§ What you are asked to do
Copy each line below exactly and leave the pictures out.

§ The records

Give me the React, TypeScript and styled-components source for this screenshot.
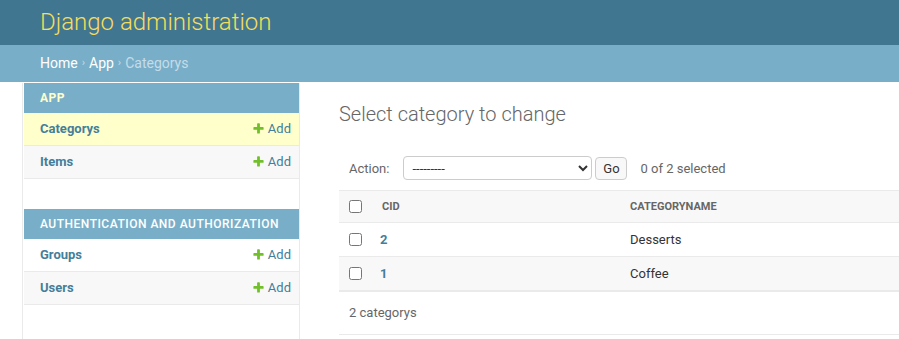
import React from 'react'
import styled, { createGlobalStyle } from 'styled-components'

const primary = '#79aec8'
const secondary = '#417690'
const linkColor = '#447e9b'
const hairline = '#eaeaea'
const darkened = '#f8f8f8'

const GlobalStyle = createGlobalStyle`
  html, body {
    margin: 0;
    padding: 0;
    background: #fff;
  }
  body {
    font-family: Roboto, "Lucida Grande", "DejaVu Sans", sans-serif;
    font-size: 14px;
    color: #333;
    overflow: hidden;
  }
  * { box-sizing: border-box; }
`

const Page = styled.div`
  display: flex;
  flex-direction: column;
  min-height: 339px;
`

const Header = styled.header`
  height: 45px;
  background: ${secondary};
  padding: 0 40px 2px;
  display: flex;
  align-items: center;
`

const Branding = styled.h1`
  margin: 0;
  font-size: 24px;
  font-weight: 300;
  color: #f5dd5d;
`

const Breadcrumbs = styled.div`
  height: 37px;
  background: ${primary};
  padding: 0 40px 2px;
  display: flex;
  align-items: center;
  font-size: 14px;
  color: #c4dce8;
  gap: 4px;
`

const Crumb = styled.a`
  color: #fff;
  text-decoration: none;
`

const Sep = styled.span`
  font-size: 11px;
`

const Main = styled.div`
  display: flex;
  flex: 1;
  border-top: 1px solid #fff;
`

const Toggle = styled.div`
  width: 23px;
  flex: none;
  border-right: 1px solid ${hairline};
`

const Sidebar = styled.nav`
  width: 277px;
  flex: none;
  border-right: 1px solid ${hairline};
  padding-left: 1px;
`

const Module = styled.div`
  margin-bottom: 30px;
`

const Caption = styled.div<{ $current?: boolean }>`
  height: 30px;
  background: ${primary};
  padding: 0 16px;
  display: flex;
  align-items: center;
  font-size: 12px;
  letter-spacing: 0.5px;
  white-space: nowrap;
  text-transform: uppercase;
  font-weight: ${p => (p.$current ? 700 : 500)};
  color: ${p => (p.$current ? '#ffc' : '#fff')};
`

const ModelRow = styled.div<{ $bg: string }>`
  height: 33px;
  background: ${p => p.$bg};
  border-bottom: 1px solid ${hairline};
  display: flex;
  align-items: center;
  justify-content: space-between;
  padding: 0 8px 2px 16px;
  font-size: 13px;
`

const ModelName = styled.a`
  color: ${linkColor};
  font-weight: 700;
  text-decoration: none;
`

const AddLink = styled.a`
  display: flex;
  align-items: center;
  gap: 3px;
  color: ${linkColor};
  text-decoration: none;
`

const Content = styled.div`
  flex: 1;
  padding: 19px 0 0 39px;
  min-width: 0;
`

const Title = styled.h1`
  margin: 0 0 20px;
  font-size: 20px;
  line-height: 24px;
  font-weight: 300;
  color: #666;
`

const Actions = styled.div`
  display: flex;
  align-items: center;
  padding: 10px 10px;
  font-size: 13px;
  color: #666;
`

const ActionLabel = styled.label`
  margin-right: 14px;
`

const Select = styled.select`
  width: 189px;
  height: 24px;
  border: 1px solid #ccc;
  border-radius: 4px;
  font-family: Roboto, sans-serif;
  font-size: 13px;
  color: #333;
  background: #fff;
  padding: 0 4px;
`

const GoButton = styled.button`
  margin-left: 3px;
  width: 32px;
  height: 23px;
  border: 1px solid #ccc;
  border-radius: 4px;
  background: ${darkened};
  font-family: Roboto, sans-serif;
  font-size: 13px;
  color: #333;
  padding: 0;
`

const Counter = styled.span`
  margin-left: 13px;
`

const Table = styled.table`
  width: 620px;
  border-collapse: collapse;
  table-layout: fixed;
`

const HeadRow = styled.tr`
  background: ${darkened};
  border-top: 1px solid ${hairline};
  border-bottom: 1px solid ${hairline};
`

const Th = styled.th<{ $w?: number }>`
  width: ${p => (p.$w ? `${p.$w}px` : 'auto')};
  height: 32px;
  padding: 0 10px;
  text-align: left;
  font-size: 11px;
  font-weight: 700;
  text-transform: uppercase;
  color: #666;
`

const Row = styled.tr<{ $bg: string }>`
  background: ${p => p.$bg};
  border-bottom: 1px solid ${hairline};
`

const LastRow = styled(Row)`
  border-bottom: 2px solid ${hairline};
`

const Td = styled.td`
  height: 34px;
  padding: 0 10px;
  font-size: 13px;
  color: #333;
`

const CheckCell = styled.td`
  height: 34px;
  padding: 0 10px;
`

const Check = styled.input`
  margin: 0;
  display: block;
  width: 13px;
  height: 13px;
`

const IdLink = styled.a`
  color: ${linkColor};
  font-weight: 700;
  text-decoration: none;
  margin-left: -2px;
`

const Paginator = styled.p`
  margin: 0;
  width: 620px;
  height: 43px;
  padding: 0 10px;
  display: flex;
  align-items: center;
  font-size: 13px;
  color: #666;
  border-bottom: 1px solid ${hairline};
`

const PlusIcon = () => (
  <svg width="13" height="13" viewBox="0 0 1792 1792">
    <path
      fill="#70bf2b"
      d="M1600 796v192q0 40-28 68t-68 28h-416v416q0 40-28 68t-68 28h-192q-40 0-68-28t-28-68v-416h-416q-40 0-68-28t-28-68v-192q0-40 28-68t68-28h416v-416q0-40 28-68t68-28h192q40 0 68 28t28 68v416h416q40 0 68 28t28 68z"
    />
  </svg>
)

const modules = [
  { name: 'App', current: true, models: ['Categorys', 'Items'] },
  { name: 'Authentication and Authorization', current: false, models: ['Groups', 'Users'] },
]

const categories = [
  { id: 2, name: 'Desserts' },
  { id: 1, name: 'Coffee' },
]

export default function App() {
  return (
    <Page>
      <GlobalStyle />
      <Header>
        <Branding>Django administration</Branding>
      </Header>
      <Breadcrumbs>
        <Crumb href="#">Home</Crumb>
        <Sep>›</Sep>
        <Crumb href="#">App</Crumb>
        <Sep>›</Sep>
        <span>Categorys</span>
      </Breadcrumbs>
      <Main>
        <Toggle />
        <Sidebar>
          {modules.map(m => (
            <Module key={m.name}>
              <Caption $current={m.current}>{m.name}</Caption>
              {m.models.map((model, i) => {
                const bg = m.current && i === 0 ? '#ffc' : i % 2 ? darkened : '#fff'
                return (
                  <ModelRow key={model} $bg={bg}>
                    <ModelName href="#">{model}</ModelName>
                    <AddLink href="#">
                      <PlusIcon />
                      Add
                    </AddLink>
                  </ModelRow>
                )
              })}
            </Module>
          ))}
        </Sidebar>
        <Content>
          <Title>Select category to change</Title>
          <Actions>
            <ActionLabel>Action:</ActionLabel>
            <Select defaultValue="">
              <option value="">---------</option>
              <option value="delete">Delete selected categorys</option>
            </Select>
            <GoButton>Go</GoButton>
            <Counter>0 of 2 selected</Counter>
          </Actions>
          <Table>
            <thead>
              <HeadRow>
                <Th $w={33}>
                  <Check type="checkbox" />
                </Th>
                <Th $w={248}>Cid</Th>
                <Th>Categoryname</Th>
              </HeadRow>
            </thead>
            <tbody>
              {categories.map((c, i) => {
                const RowEl = i === categories.length - 1 ? LastRow : Row
                return (
                  <RowEl key={c.id} $bg={i % 2 ? darkened : '#fff'}>
                    <CheckCell>
                      <Check type="checkbox" />
                    </CheckCell>
                    <Td>
                      <IdLink href="#">{c.id}</IdLink>
                    </Td>
                    <Td>{c.name}</Td>
                  </RowEl>
                )
              })}
            </tbody>
          </Table>
          <Paginator>2 categorys</Paginator>
        </Content>
      </Main>
    </Page>
  )
}
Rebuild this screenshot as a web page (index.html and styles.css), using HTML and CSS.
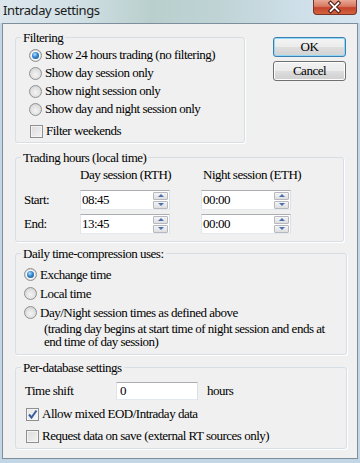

§ Completed task
Give me the React, TypeScript and styled-components source for this screenshot.
import React from 'react'
import styled, { createGlobalStyle } from 'styled-components'

const primary = '#79aec8'
const secondary = '#417690'
const linkColor = '#447e9b'
const hairline = '#eaeaea'
const darkened = '#f8f8f8'

const GlobalStyle = createGlobalStyle`
  html, body {
    margin: 0;
    padding: 0;
    background: #fff;
  }
  body {
    font-family: Roboto, "Lucida Grande", "DejaVu Sans", sans-serif;
    font-size: 14px;
    color: #333;
    overflow: hidden;
  }
  * { box-sizing: border-box; }
`

const Page = styled.div`
  display: flex;
  flex-direction: column;
  min-height: 339px;
`

const Header = styled.header`
  height: 45px;
  background: ${secondary};
  padding: 0 40px 2px;
  display: flex;
  align-items: center;
`

const Branding = styled.h1`
  margin: 0;
  font-size: 24px;
  font-weight: 300;
  color: #f5dd5d;
`

const Breadcrumbs = styled.div`
  height: 37px;
  background: ${primary};
  padding: 0 40px 2px;
  display: flex;
  align-items: center;
  font-size: 14px;
  color: #c4dce8;
  gap: 4px;
`

const Crumb = styled.a`
  color: #fff;
  text-decoration: none;
`

const Sep = styled.span`
  font-size: 11px;
`

const Main = styled.div`
  display: flex;
  flex: 1;
  border-top: 1px solid #fff;
`

const Toggle = styled.div`
  width: 23px;
  flex: none;
  border-right: 1px solid ${hairline};
`

const Sidebar = styled.nav`
  width: 277px;
  flex: none;
  border-right: 1px solid ${hairline};
  padding-left: 1px;
`

const Module = styled.div`
  margin-bottom: 30px;
`

const Caption = styled.div<{ $current?: boolean }>`
  height: 30px;
  background: ${primary};
  padding: 0 16px;
  display: flex;
  align-items: center;
  font-size: 12px;
  letter-spacing: 0.5px;
  white-space: nowrap;
  text-transform: uppercase;
  font-weight: ${p => (p.$current ? 700 : 500)};
  color: ${p => (p.$current ? '#ffc' : '#fff')};
`

const ModelRow = styled.div<{ $bg: string }>`
  height: 33px;
  background: ${p => p.$bg};
  border-bottom: 1px solid ${hairline};
  display: flex;
  align-items: center;
  justify-content: space-between;
  padding: 0 8px 2px 16px;
  font-size: 13px;
`

const ModelName = styled.a`
  color: ${linkColor};
  font-weight: 700;
  text-decoration: none;
`

const AddLink = styled.a`
  display: flex;
  align-items: center;
  gap: 3px;
  color: ${linkColor};
  text-decoration: none;
`

const Content = styled.div`
  flex: 1;
  padding: 19px 0 0 39px;
  min-width: 0;
`

const Title = styled.h1`
  margin: 0 0 20px;
  font-size: 20px;
  line-height: 24px;
  font-weight: 300;
  color: #666;
`

const Actions = styled.div`
  display: flex;
  align-items: center;
  padding: 10px 10px;
  font-size: 13px;
  color: #666;
`

const ActionLabel = styled.label`
  margin-right: 14px;
`

const Select = styled.select`
  width: 189px;
  height: 24px;
  border: 1px solid #ccc;
  border-radius: 4px;
  font-family: Roboto, sans-serif;
  font-size: 13px;
  color: #333;
  background: #fff;
  padding: 0 4px;
`

const GoButton = styled.button`
  margin-left: 3px;
  width: 32px;
  height: 23px;
  border: 1px solid #ccc;
  border-radius: 4px;
  background: ${darkened};
  font-family: Roboto, sans-serif;
  font-size: 13px;
  color: #333;
  padding: 0;
`

const Counter = styled.span`
  margin-left: 13px;
`

const Table = styled.table`
  width: 620px;
  border-collapse: collapse;
  table-layout: fixed;
`

const HeadRow = styled.tr`
  background: ${darkened};
  border-top: 1px solid ${hairline};
  border-bottom: 1px solid ${hairline};
`

const Th = styled.th<{ $w?: number }>`
  width: ${p => (p.$w ? `${p.$w}px` : 'auto')};
  height: 32px;
  padding: 0 10px;
  text-align: left;
  font-size: 11px;
  font-weight: 700;
  text-transform: uppercase;
  color: #666;
`

const Row = styled.tr<{ $bg: string }>`
  background: ${p => p.$bg};
  border-bottom: 1px solid ${hairline};
`

const LastRow = styled(Row)`
  border-bottom: 2px solid ${hairline};
`

const Td = styled.td`
  height: 34px;
  padding: 0 10px;
  font-size: 13px;
  color: #333;
`

const CheckCell = styled.td`
  height: 34px;
  padding: 0 10px;
`

const Check = styled.input`
  margin: 0;
  display: block;
  width: 13px;
  height: 13px;
`

const IdLink = styled.a`
  color: ${linkColor};
  font-weight: 700;
  text-decoration: none;
  margin-left: -2px;
`

const Paginator = styled.p`
  margin: 0;
  width: 620px;
  height: 43px;
  padding: 0 10px;
  display: flex;
  align-items: center;
  font-size: 13px;
  color: #666;
  border-bottom: 1px solid ${hairline};
`

const PlusIcon = () => (
  <svg width="13" height="13" viewBox="0 0 1792 1792">
    <path
      fill="#70bf2b"
      d="M1600 796v192q0 40-28 68t-68 28h-416v416q0 40-28 68t-68 28h-192q-40 0-68-28t-28-68v-416h-416q-40 0-68-28t-28-68v-192q0-40 28-68t68-28h416v-416q0-40 28-68t68-28h192q40 0 68 28t28 68v416h416q40 0 68 28t28 68z"
    />
  </svg>
)

const modules = [
  { name: 'App', current: true, models: ['Categorys', 'Items'] },
  { name: 'Authentication and Authorization', current: false, models: ['Groups', 'Users'] },
]

const categories = [
  { id: 2, name: 'Desserts' },
  { id: 1, name: 'Coffee' },
]

export default function App() {
  return (
    <Page>
      <GlobalStyle />
      <Header>
        <Branding>Django administration</Branding>
      </Header>
      <Breadcrumbs>
        <Crumb href="#">Home</Crumb>
        <Sep>›</Sep>
        <Crumb href="#">App</Crumb>
        <Sep>›</Sep>
        <span>Categorys</span>
      </Breadcrumbs>
      <Main>
        <Toggle />
        <Sidebar>
          {modules.map(m => (
            <Module key={m.name}>
              <Caption $current={m.current}>{m.name}</Caption>
              {m.models.map((model, i) => {
                const bg = m.current && i === 0 ? '#ffc' : i % 2 ? darkened : '#fff'
                return (
                  <ModelRow key={model} $bg={bg}>
                    <ModelName href="#">{model}</ModelName>
                    <AddLink href="#">
                      <PlusIcon />
                      Add
                    </AddLink>
                  </ModelRow>
                )
              })}
            </Module>
          ))}
        </Sidebar>
        <Content>
          <Title>Select category to change</Title>
          <Actions>
            <ActionLabel>Action:</ActionLabel>
            <Select defaultValue="">
              <option value="">---------</option>
              <option value="delete">Delete selected categorys</option>
            </Select>
            <GoButton>Go</GoButton>
            <Counter>0 of 2 selected</Counter>
          </Actions>
          <Table>
            <thead>
              <HeadRow>
                <Th $w={33}>
                  <Check type="checkbox" />
                </Th>
                <Th $w={248}>Cid</Th>
                <Th>Categoryname</Th>
              </HeadRow>
            </thead>
            <tbody>
              {categories.map((c, i) => {
                const RowEl = i === categories.length - 1 ? LastRow : Row
                return (
                  <RowEl key={c.id} $bg={i % 2 ? darkened : '#fff'}>
                    <CheckCell>
                      <Check type="checkbox" />
                    </CheckCell>
                    <Td>
                      <IdLink href="#">{c.id}</IdLink>
                    </Td>
                    <Td>{c.name}</Td>
                  </RowEl>
                )
              })}
            </tbody>
          </Table>
          <Paginator>2 categorys</Paginator>
        </Content>
      </Main>
    </Page>
  )
}
Rebuild this screenshot as a web page (index.html and styles.css), using HTML and CSS.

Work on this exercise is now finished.